-- Start --

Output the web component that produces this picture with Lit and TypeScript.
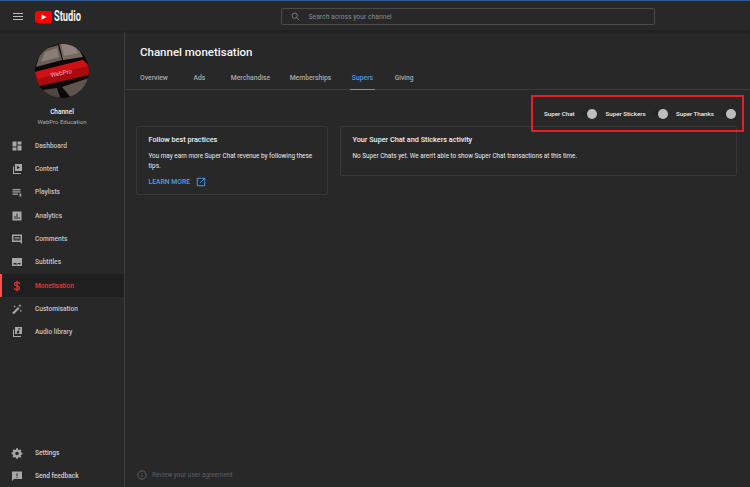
import { LitElement, html, css, svg } from "lit";
import { customElement } from "lit/decorators.js";

const icons: Record<string, unknown> = {
  dashboard: svg`<path d="M3 3h8v10H3zM13 3h8v6h-8zM13 11h8v10h-8zM3 15h8v6H3z"/>`,
  content: svg`<path d="M8 2h14v14H8z"/><path d="M12 5.500v7l6-3.500z" fill="#282828"/><path d="M4 7h2v13h14v2H4z"/>`,
  playlists: svg`<path d="M3 6h16v2.400H3zM3 10.500h16v2.400H3zM3 15h11v2.400H3z"/><path d="M17 15h3.500v6H17z"/>`,
  analytics: svg`<path d="M3 3h18v18H3z"/><path d="M7 12h2v6H7zM11 7h2v11h-2zM15 14h2v4h-2z" fill="#282828"/>`,
  comments: svg`<path fill-rule="evenodd" d="M2 3h20v19l-4-4H2zM5 6v9h14V6z"/><path d="M7 8h10v1.500H7zM7 11h10v1.500H7z"/>`,
  subtitles: svg`<path d="M2 4h20v16H2z"/><path d="M5 14h6v2H5zM13 14h6v2h-6zM5 17h9v1H5zM16 17h3v1h-3z" fill="#282828"/>`,
  money: svg`<path fill="none" stroke="currentColor" stroke-width="2.300" d="M17 8c0-2.400-2.200-3.600-5-3.600S7 5.700 7 8c0 5 10 3 10 8.200 0 2.300-2.200 3.400-5 3.400s-5-1.200-5-3.600"/><path d="M10.800 1.500h2.400v21h-2.400z"/>`,
  wand: svg`<path d="M2.500 19.500 14 8l3 3L5.500 22.500zM18 2l1 2.500L21.500 5.500 19 6.500 18 9l-1-2.500L14.500 5.500 17 4.500zM7.500 4l.8 2 2 .8-2 .8-.8 2-.8-2-2-.8 2-.8zM19.500 13l.8 2 2 .8-2 .8-.8 2-.8-2-2-.8 2-.8z"/>`,
  audio: svg`<path d="M8 2h14v14H8z"/><path d="M15 4.500h3.500v2H16.500v6a2.500 2.500 0 1 1-1.500-2.300z" fill="#282828"/><path d="M4 7h2v13h14v2H4z"/>`,
  settings: svg`<path fill-rule="evenodd" d="M10 2h4l.5 3 1.800.8L19 4.200l2.800 2.800-1.600 2.700.8 1.800 3 .5v4l-3 .5-.8 1.800 1.600 2.700L19 23l-2.700-1.600-1.800.8-.5 3h-4l-.5-3-1.800-.8L5 23l-2.800-2.800 1.600-2.700-.8-1.800-3-.5v-4l3-.5.8-1.800L2.200 7 5 4.200l2.700 1.600 1.800-.8zM12 9.500a4 4 0 1 0 0 8 4 4 0 0 0 0-8z" transform="translate(1.200 .8) scale(.9)"/>`,
  feedback: svg`<path d="M2 3h20v15H6l-4 4z"/><path d="M11 6.500h2v6h-2zM11 14h2v2h-2z" fill="#282828"/>`,
};

const topNav = [
  ["dashboard", "Dashboard"], ["content", "Content"], ["playlists", "Playlists"],
  ["analytics", "Analytics"], ["comments", "Comments"], ["subtitles", "Subtitles"],
  ["money", "Monetisation"], ["wand", "Customisation"], ["audio", "Audio library"],
];
const bottomNav = [["settings", "Settings"], ["feedback", "Send feedback"]];
const tabs = ["Overview", "Ads", "Merchandise", "Memberships", "Supers", "Giving"];
const toggles = ["Super Chat", "Super Stickers", "Super Thanks"];

@customElement("app-root")
export class AppRoot extends LitElement {
  static styles = css`
    :host { display: block; width: 750px; height: 487px; overflow: hidden; background: #282828; color: #fff; font-family: Roboto, "Liberation Sans", sans-serif; position: relative; }
    .page { display: flex; flex-direction: column; height: 487px; }
    header { height: 31px; flex: none; box-sizing: border-box; padding-top: 2px; border-top: 1px solid #2f5a92; border-bottom: 1px solid #222; display: flex; align-items: center; position: relative; box-shadow: 0 1px 2px rgba(0,0,0,.25); }
    .menu { width: 10px; height: 7px; margin-left: 13px; display: flex; flex-direction: column; justify-content: space-between; }
    .menu i { display: block; height: 1px; background: #bbb; }
    .logo { display: flex; align-items: center; margin-left: 12px; }
    .studio { font: 700 14.500px/14px Roboto, sans-serif; color: #f1f1f1; transform: scaleX(.64); transform-origin: left center; margin-left: 2px; width: 28px; }
    .search { width: 374px; height: 17px; box-sizing: border-box; border: 1px solid #4a4a4a; border-radius: 2px; margin-left: 198.500px; display: flex; align-items: center; padding-left: 9px; gap: 9px; font-size: 6.800px; color: #8a8a8a; }
    .body { flex: 1; display: flex; min-height: 0; }
    aside { width: 125px; flex: none; box-sizing: border-box; border-right: 1px solid #3a3a3a; display: flex; flex-direction: column; }
    .avatar { align-self: center; margin-top: 13px; width: 54px; height: 54px; flex: none; }
    .chan { text-align: center; font-size: 6.500px; font-weight: 500; margin-top: 9px; line-height: 10px; color: #f4f4f4; }
    .edu { text-align: center; font-size: 6px; color: #aaa; line-height: 10px; }
    nav { margin-top: 7px; display: flex; flex-direction: column; }
    nav.bottom { margin-top: auto; margin-bottom: -1px; }
    .item { height: 23.350px; flex: none; display: flex; align-items: center; box-sizing: border-box; padding-left: 11px; gap: 12px; font-size: 6.600px; color: #c4c4c4; font-weight: 500; }
    .item svg { width: 12px; height: 12px; fill: #a8a8a8; color: #a8a8a8; flex: none; }
    .item.active { background: #1f1f1f; color: #e53935; box-shadow: inset 2px 0 0 #ff4e45; }
    .item.active svg { fill: #e53935; color: #e53935; }
    nav.bottom .item { color: #d0d0d0; }
    main { flex: 1; min-width: 0; display: flex; flex-direction: column; }
    h1 { margin: 14px 0 0 15px; font-size: 11.500px; line-height: 14px; font-weight: 500; color: #f6f6f6; }
    .tabs { display: flex; height: 25px; margin-top: 6px; padding-left: 15px; box-sizing: border-box; border-bottom: 1px solid #3a3a3a; gap: 20.500px; }
    .tab { font-size: 6.800px; font-weight: 500; color: #a8a8a8; padding-top: 9px; height: 25px; box-sizing: border-box; position: relative; line-height: 9px; }
    .tab:nth-child(-n+2) { margin-right: 5px; }
    .tab:nth-child(3) { margin-right: -1px; }
    .tab:nth-child(5) { margin-right: 1px; }
    .tab.on { color: #4a9bea; }
    .tab.on::after { content: ""; position: absolute; left: -1.500px; right: -1.500px; bottom: 0; height: 1.500px; background: #4a9bea; }
    .cards { display: flex; align-items: flex-start; gap: 12px; margin: 36px 13px 0 11px; }
    .card { box-sizing: border-box; border: 1px solid #383838; border-radius: 2px; padding: 8px 11.500px; }
    .card.a { width: 192px; height: 69px; flex: none; }
    .card.b { flex: 1; height: 50px; }
    h2 { margin: 0; font-size: 7.250px; line-height: 10px; font-weight: 500; color: #f1f1f1; }
    p { margin: 6px 0 0; font-size: 6.350px; line-height: 10px; color: #ececec; }
    .learn { display: flex; align-items: center; gap: 5.500px; margin-top: 6px; color: #4d9fec; font-size: 6.800px; font-weight: 500; line-height: 10px; }
    .learn svg { width: 10px; height: 10px; }
    .foot { margin-top: auto; margin-left: 12px; margin-bottom: 7px; display: flex; align-items: center; gap: 5px; font-size: 6.450px; color: #5a5f66; line-height: 10px; }
    .foot svg { width: 10px; height: 10px; }
    .mark { position: absolute; left: 531px; top: 95px; width: 213px; height: 37px; box-sizing: border-box; border: 2px solid #ed1c24; display: flex; align-items: center; padding-left: 11px; gap: 8.500px; }
    .tog { display: flex; align-items: center; font-size: 6.200px; font-weight: 500; color: #eee; }
    .tog:nth-child(1) { width: 53px; } .tog:nth-child(2) { width: 62px; } .tog:nth-child(3) { width: 60px; }
    .switch { position: relative; margin-left: auto; width: 16px; height: 6px; border-radius: 3px; background: #232323; }
    .switch::after { content: ""; position: absolute; right: 0; top: -2px; width: 10px; height: 10px; border-radius: 50%; background: #bdbdbd; }
  `;

  private navItem([key, label]: string[]) {
    return html`<div class="item ${key === "money" ? "active" : ""}"><svg viewBox="0 0 24 24">${icons[key]}</svg><span>${label}</span></div>`;
  }

  render() {
    return html`
      <div class="page">
        <header>
          <div class="menu"><i></i><i></i><i></i></div>
          <div class="logo">
            <svg width="17" height="12" viewBox="0 0 17 12"><rect width="17" height="12" rx="3" fill="#f00"/><path d="M6.500 3.300v5.400L11.300 6z" fill="#fff"/></svg>
            <span class="studio">Studio</span>
          </div>
          <div class="search">
            <svg width="9" height="9" viewBox="0 0 24 24" fill="none" stroke="#8a8a8a" stroke-width="2.200"><circle cx="10" cy="10" r="7"/><path d="m15 15 7 7"/></svg>
            <span>Search across your channel</span>
          </div>
        </header>
        <div class="body">
          <aside>
            <svg class="avatar" viewBox="0 0 54 54">
              <defs><clipPath id="c"><circle cx="27" cy="27" r="27"/></clipPath></defs>
              <g clip-path="url(#c)">
                <rect width="54" height="54" fill="#0c0908"/>
                <path d="M6 6 23 1 27 16 1 23z" fill="#6a5e58"/>
                <path d="M10 8 22 4 24 13 6 18z" fill="#8a7d76"/>
                <path d="M24 -1 42 2 48 13 28 16z" fill="#75695f"/>
                <path d="M26 -1 40 1 43 9 29 12z" fill="#8f837b"/>
                <path d="M0 28 48 16 54 21 54 31 5 42 0 38z" fill="#a80b10"/>
                <path d="M0 28 48 16 52 22 3 35z" fill="#cf1116"/>
                <text x="15" y="31" font-family="Roboto, sans-serif" font-size="6.200" fill="#eab0b0" transform="rotate(-11 27 27)">WebPro</text>
                <path d="M27 43 54 34 54 46 38 56z" fill="#5f554e"/>
                <path d="M8 46 22 44 26 56 14 56z" fill="#4f463f"/>
              </g>
            </svg>
            <div class="chan">Channel</div>
            <div class="edu">WebPro Education</div>
            <nav>${topNav.map((n) => this.navItem(n))}</nav>
            <nav class="bottom">${bottomNav.map((n) => this.navItem(n))}</nav>
          </aside>
          <main>
            <h1>Channel monetisation</h1>
            <div class="tabs">${tabs.map((t) => html`<div class="tab ${t === "Supers" ? "on" : ""}">${t}</div>`)}</div>
            <div class="cards">
              <section class="card a">
                <h2>Follow best practices</h2>
                <p>You may earn more Super Chat revenue by following these tips.</p>
                <div class="learn">LEARN MORE
                  <svg viewBox="0 0 24 24" fill="none" stroke="#4a9bea" stroke-width="2.400"><path d="M13 3H3v18h18V11M10 14 21 3M14 3h7v7"/></svg>
                </div>
              </section>
              <section class="card b">
                <h2>Your Super Chat and Stickers activity</h2>
                <p>No Super Chats yet. We aren't able to show Super Chat transactions at this time.</p>
              </section>
            </div>
            <div class="foot">
              <svg viewBox="0 0 24 24" fill="none" stroke="#6a6a6a" stroke-width="2"><circle cx="12" cy="12" r="10"/><path d="M12 11v6M12 7v2"/></svg>
              <span>Review your user agreement</span>
            </div>
          </main>
        </div>
      </div>
      <div class="mark">${toggles.map((t) => html`<div class="tog"><span>${t}</span><div class="switch"></div></div>`)}</div>
    `;
  }
}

-- End --

• [WHAT YOU SHOULD DO] Copy each line containing the word "this" from the data.

• [OUTPUT OF THE TASK]
Output the web component that produces this picture with Lit and TypeScript.
            <nav>${topNav.map((n) => this.navItem(n))}</nav>
            <nav class="bottom">${bottomNav.map((n) => this.navItem(n))}</nav>
                <p>No Super Chats yet. We aren't able to show Super Chat transactions at this time.</p>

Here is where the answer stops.